Creative outlets are what makes this family function properly. When out of balance, we all four get grumpy and unsettled. This has been especially challenging for us this year as we’ve moved into a very small, charming, and old bungalow with some fabulous unfinished spaces. We naively believed that we could have these spaces (one an attic that will become an art studio, and the second a basement that will outfit a music rehearsal and recording space) finished by early last fall. Ha! North Dakota’s oil boom related growth has kept every contractor and sub-contractor so busy it’s unbelievable. As a result, we’ve had to wait and wait and wait. We’ve been on top of each other, and the space we naturally take up for creating has been pretty much confined to the kitchen table.
With all our art boxes still packed away in the garage, we (especially Eva and I) have felt unsettled this year. We have had some progress, and we see an end in sight: the attic by the end of the month, the basement by… dare I hope for the end of March? This makes us incredibly happy, and in the meantime, we keep our dining table nice and cluttered and full.
Oh, but the lure of these spaces! Eva and I are already dreaming of our separate writing areas up there, hers a window seat that I’ll build for her, mine a simple table and chair. A spacious Lego area, and of course lots of space for canvasses and paper, paint and pastels. Just the idea of all that gets our creative juices flowing.
in the meantime, Eva is working steadily on her newest novel, a science fiction piece that takes place in an animal cell. She’s had to take out a character, which has proven to be the biggest editing challenge she’s ever faced. But she’s determined. We cleaned off her bedroom desk yesterday so that she could feel more authorly. She’s been making writing-related posts on her Facebook author page that are so cheerful it feels like summer.
Eva is also continuing to explore music, enjoying playing trumpet in band, and teaching herself how to play piano. Bass clef is still sketchy, and she never commits enough to sit down at the piano, but she’ll stand there picking away every time she passes by the instrument (which is often). Spotify and her iPod have helped introduce Eva to new music, and right now she’s really into powerful women with a harder musical edge like Paramore and Joan Jett.
Ian has big goals too, which I’ve talked about before. Now that he’s done with his lengthy application process for the Downbeat Magazine Student Music Awards competition, he’s focusing on an orchestral composition that will begin as a 18th century classical work and transform into a modern heavy metal sound. A collaboration with fashion designer Isabella Taylor, they are working together to create a multi-media piece that moves from stately, refined conservatism to a freedom of expression and thought. She will design the fashions, and the music will help express the message in a runway-show-type presentation. It’s challenging work, and Ian has gotten his music theory teacher on board with the project so that he can receive regular expert feedback along the way.
Another big goal for Ian has to do with the pending space. Once the basement is finished, he hopes to turn it into a community hotspot, welcoming musicians of all ages to come and create music together. He wants to create official performing groups, but also to simply have opportunities to play with new folks just for the sheer delight of making music.

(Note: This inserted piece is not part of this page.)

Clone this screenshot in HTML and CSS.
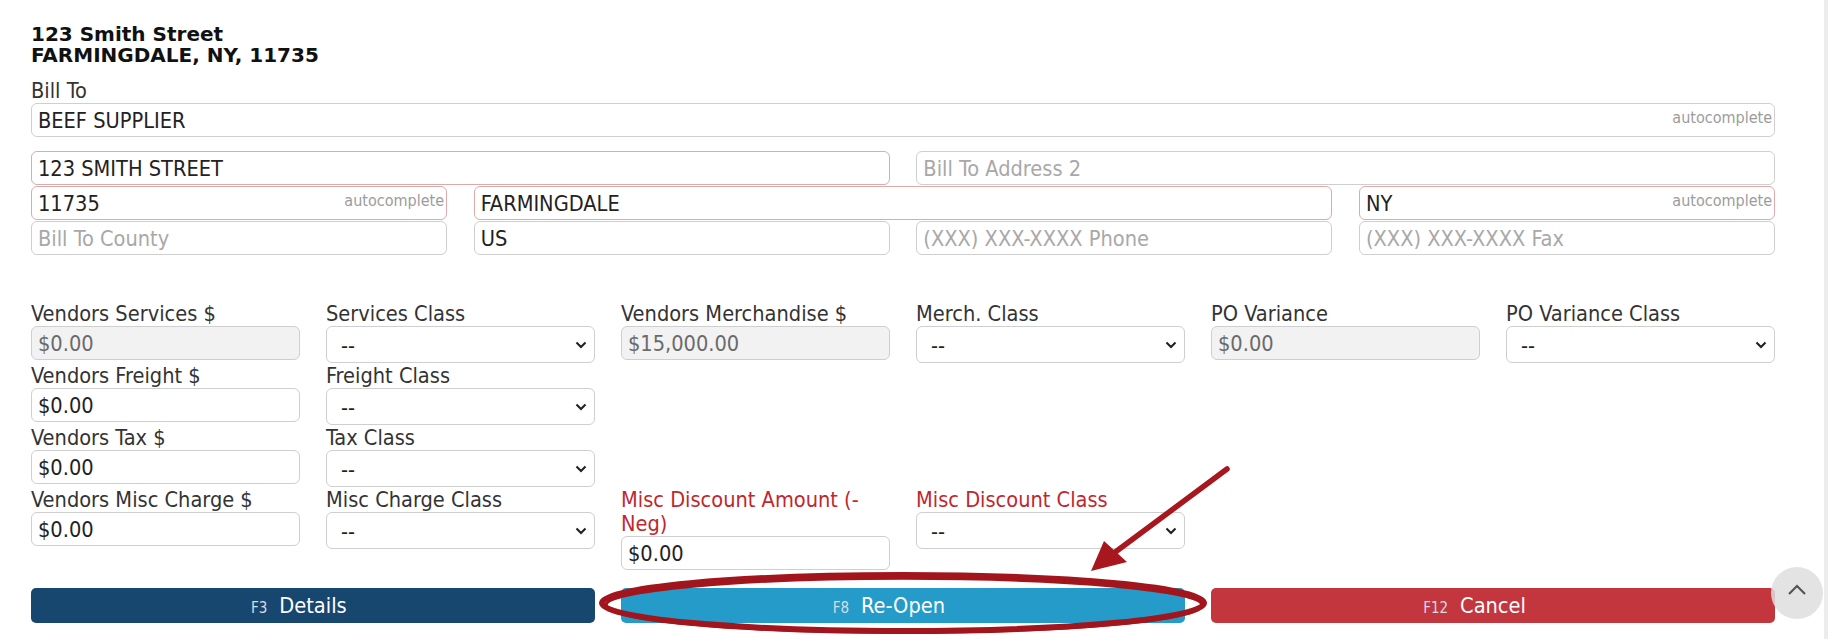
FILE: index.html
```html
<!DOCTYPE html>
<html>
<head>
<meta charset="utf-8">
<title>Vendor Invoice</title>
<link rel="stylesheet" href="styles.css">
</head>
<body>
<div class="page">
  <div class="title">123 Smith Street<br>FARMINGDALE, NY, 11735</div>

  <div class="lbl bill">Bill To</div>
  <div class="inp"><span class="val">BEEF SUPPLIER</span><span class="ac">autocomplete</span></div>

  <div class="addr-grid">
    <div class="inp err span2"><span class="val">123 SMITH STREET</span></div>
    <div class="inp span2"><span class="ph">Bill To Address 2</span></div>
    <div class="inp err"><span class="val">11735</span><span class="ac">autocomplete</span></div>
    <div class="inp err span2"><span class="val">FARMINGDALE</span></div>
    <div class="inp err"><span class="val">NY</span><span class="ac">autocomplete</span></div>
    <div class="inp"><span class="ph">Bill To County</span></div>
    <div class="inp"><span class="val">US</span></div>
    <div class="inp"><span class="ph">(XXX) XXX-XXXX Phone</span></div>
    <div class="inp"><span class="ph">(XXX) XXX-XXXX Fax</span></div>
  </div>

  <div class="amt-grid">
    <div class="fld">
      <div class="lbl">Vendors Services $</div>
      <div class="inp dis"><span class="val">$0.00</span></div>
    </div>
    <div class="fld">
      <div class="lbl">Services Class</div>
      <div class="sel"><span>--</span><svg class="chev" width="12" height="8" viewBox="0 0 12 8"><path d="M1.5 1.5 L6 6 L10.5 1.5" fill="none" stroke="#222" stroke-width="2.1"/></svg></div>
    </div>
    <div class="fld">
      <div class="lbl">Vendors Merchandise $</div>
      <div class="inp dis"><span class="val">$15,000.00</span></div>
    </div>
    <div class="fld">
      <div class="lbl">Merch. Class</div>
      <div class="sel"><span>--</span><svg class="chev" width="12" height="8" viewBox="0 0 12 8"><path d="M1.5 1.5 L6 6 L10.5 1.5" fill="none" stroke="#222" stroke-width="2.1"/></svg></div>
    </div>
    <div class="fld">
      <div class="lbl">PO Variance</div>
      <div class="inp dis"><span class="val">$0.00</span></div>
    </div>
    <div class="fld">
      <div class="lbl">PO Variance Class</div>
      <div class="sel"><span>--</span><svg class="chev" width="12" height="8" viewBox="0 0 12 8"><path d="M1.5 1.5 L6 6 L10.5 1.5" fill="none" stroke="#222" stroke-width="2.1"/></svg></div>
    </div>

    <div class="fld col1">
      <div class="lbl">Vendors Freight $</div>
      <div class="inp"><span class="val">$0.00</span></div>
    </div>
    <div class="fld">
      <div class="lbl">Freight Class</div>
      <div class="sel"><span>--</span><svg class="chev" width="12" height="8" viewBox="0 0 12 8"><path d="M1.5 1.5 L6 6 L10.5 1.5" fill="none" stroke="#222" stroke-width="2.1"/></svg></div>
    </div>

    <div class="fld col1">
      <div class="lbl">Vendors Tax $</div>
      <div class="inp"><span class="val">$0.00</span></div>
    </div>
    <div class="fld">
      <div class="lbl">Tax Class</div>
      <div class="sel"><span>--</span><svg class="chev" width="12" height="8" viewBox="0 0 12 8"><path d="M1.5 1.5 L6 6 L10.5 1.5" fill="none" stroke="#222" stroke-width="2.1"/></svg></div>
    </div>

    <div class="fld col1">
      <div class="lbl">Vendors Misc Charge $</div>
      <div class="inp"><span class="val">$0.00</span></div>
    </div>
    <div class="fld">
      <div class="lbl">Misc Charge Class</div>
      <div class="sel"><span>--</span><svg class="chev" width="12" height="8" viewBox="0 0 12 8"><path d="M1.5 1.5 L6 6 L10.5 1.5" fill="none" stroke="#222" stroke-width="2.1"/></svg></div>
    </div>
    <div class="fld">
      <div class="lbl red">Misc Discount Amount (-Neg)</div>
      <div class="inp"><span class="val">$0.00</span></div>
    </div>
    <div class="fld">
      <div class="lbl red">Misc Discount Class</div>
      <div class="sel"><span>--</span><svg class="chev" width="12" height="8" viewBox="0 0 12 8"><path d="M1.5 1.5 L6 6 L10.5 1.5" fill="none" stroke="#222" stroke-width="2.1"/></svg></div>
    </div>
  </div>

  <div class="btn-row">
    <div class="btn btn-details"><span class="btn-text"><span class="key">F3</span>Details</span></div>
    <div class="btn btn-reopen"><span class="btn-text"><span class="key">F8</span>Re-Open</span></div>
    <div class="btn btn-cancel"><span class="btn-text"><span class="key">F12</span>Cancel</span></div>
  </div>
</div>
<div class="scroll-edge"></div>

<div class="to-top"><svg width="20" height="12" viewBox="0 0 20 12"><path d="M2 10 L10 2 L18 10" fill="none" stroke="#555" stroke-width="2.2"/></svg></div>

<svg class="annot" width="1828" height="639" viewBox="0 0 1828 639">
  <ellipse cx="903" cy="603" rx="301" ry="28" fill="none" stroke="#a3151c" stroke-width="6"/>
  <ellipse cx="904" cy="605" rx="298" ry="27" fill="none" stroke="#a3151c" stroke-width="3.5"/>
  <line x1="1227" y1="469" x2="1110" y2="556" stroke="#a8161e" stroke-width="5.5" stroke-linecap="round"/>
  <polygon points="1091,571 1104,541 1127,562" fill="#a8161e"/>
</svg>
</body>
</html>
```

FILE: styles.css
```css
* {
  box-sizing: border-box;
}

html, body {
  margin: 0;
  padding: 0;
  background: #ffffff;
}

body {
  position: relative;
  display: flex;
  width: 1828px;
  height: 639px;
  overflow: hidden;
  font-family: "DejaVu Sans Condensed", "DejaVu Sans", sans-serif;
  font-size: 21.6px;
  color: #333333;
}

.page {
  flex: none;
  width: 1775px;
  padding: 24px 0 0 31px;
}

.title {
  font-family: "DejaVu Sans", sans-serif;
  font-weight: bold;
  font-size: 20px;
  line-height: 21px;
  color: #111111;
}

.lbl {
  line-height: 24px;
  color: #333333;
}

.lbl.red {
  color: #c1272d;
}

.bill {
  margin-top: 13px;
}

.inp {
  position: relative;
  display: flex;
  align-items: center;
  height: 34px;
  padding: 0 6px;
  border: 1px solid #cfcfcf;
  border-radius: 6px;
  background: #ffffff;
  color: #222222;
  white-space: nowrap;
  overflow: hidden;
}

.inp.err {
  border-color: #dcaaaa;
}

.inp.dis {
  background: #f2f2f2;
  color: #6a6a6a;
}

.ph {
  color: #a8a8a8;
}

.ac {
  position: absolute;
  right: 2px;
  top: 5px;
  font-size: 16px;
  line-height: 18px;
  color: #9c9c9c;
}

.addr-grid {
  margin-top: 14px;
  display: grid;
  grid-template-columns: repeat(4, 1fr);
  column-gap: 26.67px;
  row-gap: 1px;
  width: 1744px;
}

.span2 {
  grid-column: span 2;
}

.amt-grid {
  margin-top: 47px;
  display: grid;
  grid-template-columns: repeat(6, 269px);
  column-gap: 26px;
  row-gap: 1px;
  align-items: start;
}

.fld {
  display: flex;
  flex-direction: column;
}

.col1 {
  grid-column: 1;
}

.sel {
  display: flex;
  align-items: center;
  justify-content: space-between;
  height: 37px;
  padding: 2px 7px 0 14px;
  border: 1px solid #cfcfcf;
  border-radius: 6px;
  background: #ffffff;
  color: #222222;
}

.chev {
  display: block;
  margin-top: -2px;
}

.btn-row {
  margin-top: 18px;
  display: grid;
  grid-template-columns: repeat(3, 564px);
  column-gap: 26px;
}

.btn {
  display: flex;
  align-items: center;
  justify-content: center;
  height: 35px;
  border-radius: 5px;
  color: #ffffff;
}

.btn-details {
  background: #17466f;
}

.btn-reopen {
  background: #259bc9;
}

.btn-cancel {
  background: #c3363e;
}

.btn-text {
  position: relative;
  line-height: 24px;
}

.key {
  position: absolute;
  right: 100%;
  bottom: 1px;
  margin-right: 12px;
  font-size: 15px;
  line-height: 17px;
  color: #d6dde4;
}

.scroll-edge {
  margin-left: auto;
  width: 4px;
  align-self: stretch;
  background: #ececec;
}

.to-top {
  position: absolute;
  left: 1771px;
  top: 567px;
  width: 52px;
  height: 52px;
  border-radius: 50%;
  background: rgba(222, 222, 222, 0.85);
  display: flex;
  align-items: center;
  justify-content: center;
}

.to-top svg {
  display: block;
  margin-top: -6px;
}

.annot {
  position: absolute;
  left: 0;
  top: 0;
  pointer-events: none;
}
```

As an extension of this, Ian hopes to produce his first album this summer. We’ve been in steady conversation about this. It’s a challenging thing to take on, mainly because of the wide variety of genres Ian enjoys. How does one place a rock ballad next to a composition for orchestra? Do we make it a hodge-podge collection of his work as a type of demo? Do we release individual songs instead, using his Bandcamp page? Lots of things to consider here, and we haven’t figured it all out yet. There’s also the fundraising to think about. Recording of course isn’t cheap, and we feel it is important for Ian to be involved with this aspect of the business as well. We’ve discussed a possible Kickstarter campaign, which opens up all sorts of new things to research and explore, like what all needs to be in place before the campaign begins, how to make a convincing Kickstarter video, what benefits to offer supporters, and how to promote the campaign to ensure success.
And that’s just the kids. Husband-Jamie is shopping for agents for a new YA novel, just published his first academic book, and is about to begin a new novel. I want to paint more and write more. I just met the lovely Elizabeth Raum this week, a professional children’s nonfiction author, and she has me inspired. I’m also lucky to have the brilliant and creative Jennifer Woods in my life, the vibrant editor of Typecast Publishing, who will I swear change the world with her vision and commitment to literary social engagement. Her work and enthusiasm is also quite inspiring and contagious. I can’t wait to see what 2013 brings.
If you see value in these exercises and goals, think about it within the language of school. This is our family’s school, our life. This is our education. If we could be so bold in supporting our schools and teachers, in training and then trusting them to be more subjective in their evaluation of student success – to accept portfolio reports instead of standardized test scores, think about it! The things we do here in our homeschool environment could be made accessible to so many other children! That’s an educational paradigm I could get into.